Nesse dia não era nada.
Nesse dia, quando o pão borbulhou e inchou no meio, ela nem sorriu. Quando o pegou rapidinho com seu espeto de bambu e o arrumou de volta na folha de bananeira, era apenas pão, porque fazer pão era o que Nim tinha que fazer nesse dia. E se ela fizesse tudo o que tinha para fazer, Jack voltaria para casa à noite e tudo ficaria bem.”

“De repente, ela estava cansada demais para qualquer outra coisa. Fez um sanduíche de banana e se aninhou na rocha entre Selkie e Fred para ler o último capítulo do livro.
Quando terminou ficou feliz e triste ao mesmo tempo, porque o final a fez sentir-se aquecida e sorridente, mas ela não queria dizer adeus às pessoas do livro.
– Vou ler outra vez! – decidiu, e leu o título em voz alta, como se nunca o tivesse visto antes: A Loucura da Montanha, por Alex Rover.”

“Quando a manhã esquentou, eles ficaram descansando nos bancos rasos de areia da Praia da Tartaruga. Chica estava cansada porque tinha nadado centenas de quilômetros e botado noventa e nove ovos. Nim estava cansada porque tinha ficado acordada até tarde vendo Chica botar os ovos. Selkie estava cansada porque tinha ficado preocupada por Nim ter ido dormir tão tarde. Fred não estava cansado, mas ele não se importava de ficar com preguiça se todos estavam.“

“O caniço era de bambu, forte e elástico. Fora feito por Jack para o aniversário de Nim, e ele é que a tinha ensinado a jogar a linha em um arco que assobiava – a melhor parte de uma pescaria, Nim achava.
Era por isso que ela detestava pegar um peixe logo de cara: era como terminar um jogo de bola depois da primeira jogada. Sete tentativas desta vez, e então um peixe prateado dançou na ponta da sua linha. Era bom de comer, do tamanho certo... – Lamento, Peixe – disse Nim, e rapidamente o matou. Essa era a parte de que não gostava.”
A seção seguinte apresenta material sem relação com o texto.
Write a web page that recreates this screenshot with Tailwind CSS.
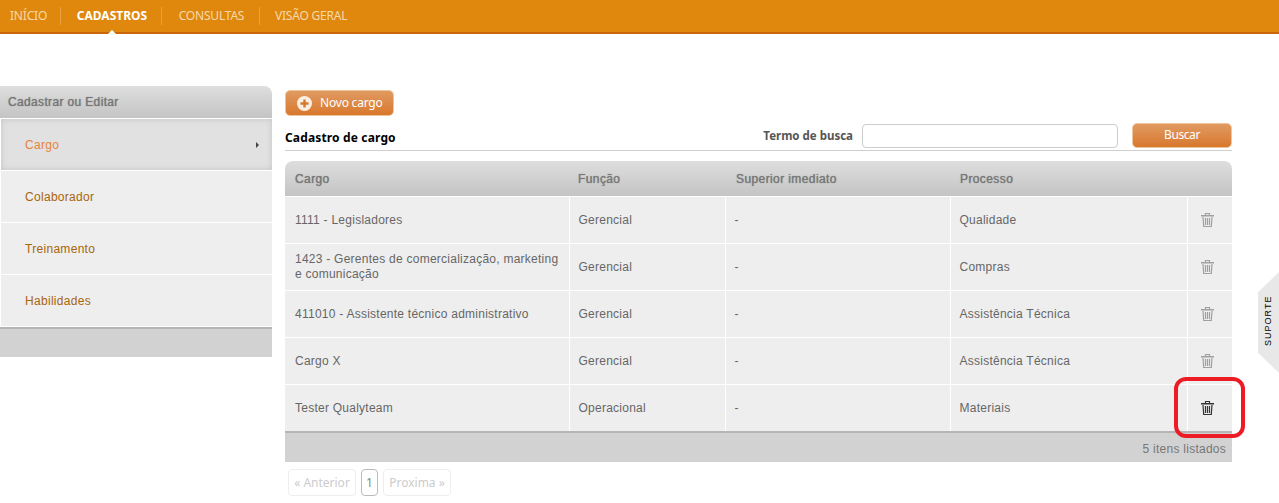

“Alex olhou pela janela. Do quadragésimo quarto andar, podia ver a uma longa distância, porém, por mais que se esforçasse, não conseguia ver a Enseada do Buraco da Fechadura ou um Herói em uma jangada de coco.
E só por um momento, Alex desejou ser uma pessoa que fazia coisas em vez de escrever sobre elas... Que pudesse velejar pelos mares ou viver alegremente em uma ilha tropical.
Mas Alexandra Rover era uma sonhadora, não uma ‘fazedora’. Estava presa a um lugar como um trem em um trilho, fazia parte da cidade como o relógio da estação.”